Lamb Shank & Vegetable Soup

Another quick but delicious recipe.  It is a full bodied soup that is just wonderful for those cooler winter nights or ideal for a weekend when you want a little more time for you.  I made mine on low in the slow cooker which made it so simple.  Just prepare and press the button. 

Ingredients (serves 6)

4 lamb shanks, french trimmed
3 celery sticks, trimmed, cut into 1cm pieces
2 medium carrots, peeled, cut into 1 cm pieces
1 (about 300g) swede, peeled, cut into 1cm pieces
1 (about 160g) parsnip, peeled, cut into 1cm cubes
2 x 420g cans condensed tomato soup
1.5L (6 cups) cold water
1/3 cup loosely packed coarsely chopped fresh parsley
salt and freshly ground black pepper

Method:

Combine lamb shanks, celery, carrot, swede, parsnip, tomato soup and water in a large saucepan over high heat and bring to the boil.  Reduce heat to low and simmer, covered, stirring occasionally, for 2-1/4 hours or until lamb is tender and falling away from the bone.

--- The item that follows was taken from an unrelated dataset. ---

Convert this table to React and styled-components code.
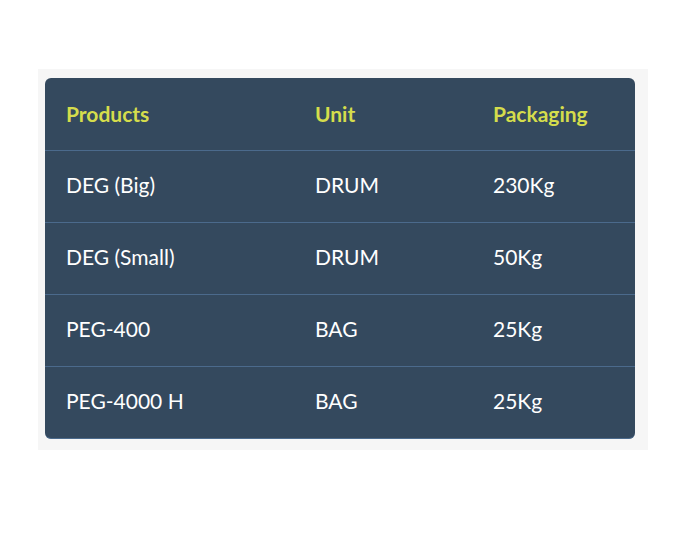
import React from "react";
import styled, { createGlobalStyle } from "styled-components";

const GlobalStyle = createGlobalStyle`
  body {
    margin: 0;
    background: #ffffff;
    font-family: "Lato", "Noto Sans", sans-serif;
  }
`;

const rows = [
  { product: "DEG (Big)", unit: "DRUM", packaging: "230Kg" },
  { product: "DEG (Small)", unit: "DRUM", packaging: "50Kg" },
  { product: "PEG-400", unit: "BAG", packaging: "25Kg" },
  { product: "PEG-4000 H", unit: "BAG", packaging: "25Kg" },
];

export default function App() {
  return (
    <Page>
      <GlobalStyle />
      <Wrapper>
        <Table>
          <colgroup>
            <col style={{ width: 249 }} />
            <col style={{ width: 178 }} />
            <col style={{ width: 163 }} />
          </colgroup>
          <thead>
            <tr>
              <Head>Products</Head>
              <Head>Unit</Head>
              <Head>Packaging</Head>
            </tr>
          </thead>
          <tbody>
            {rows.map((row) => (
              <Row key={row.product}>
                <Cell>{row.product}</Cell>
                <Cell>{row.unit}</Cell>
                <Cell>{row.packaging}</Cell>
              </Row>
            ))}
          </tbody>
        </Table>
      </Wrapper>
    </Page>
  );
}

const Page = styled.div`
  padding: 69px 0 0 38px;
  height: 550px;
  box-sizing: border-box;
`;

const Wrapper = styled.div`
  width: 590px;
  background: #f6f6f6;
  padding: 9px 13px 11px 7px;
`;

const Table = styled.table`
  width: 590px;
  border-collapse: separate;
  border-spacing: 0;
  background: #34495e;
  border-radius: 6px;
  overflow: hidden;
  table-layout: fixed;
  border-bottom: 1px solid #4b6a8c;
`;

const Head = styled.th`
  box-sizing: border-box;
  height: 73px;
  padding: 0 0 1px 21px;
  text-align: left;
  font-size: 21px;
  font-weight: 700;
  color: #d5dd4c;
  border-bottom: 1px solid #4b6a8c;
`;

const Row = styled.tr`
  td {
    border-bottom: 1px solid #4b6a8c;
  }
  &:last-child td {
    border-bottom: none;
    height: 71px;
  }
`;

const Cell = styled.td`
  box-sizing: border-box;
  height: 72px;
  padding: 0 0 5px 21px;
  font-size: 21px;
  color: #ffffff;
`;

Remove from heat and stir in parsley.  Use tongs to remove the bones.  Taste and season with salt and pepper.  Ladle soup into bowls and serve with crusty bread, if desired. 

If you can't get the french trimmed shanks use untrimmed but you will find there will be more fat in the soup.  You can let it stand overnight if preferred and then scoup this off.  I serve it with a sliced turkish loaf topped with grated parmesan cheese which has been lightly grilled.  Bon Appetite!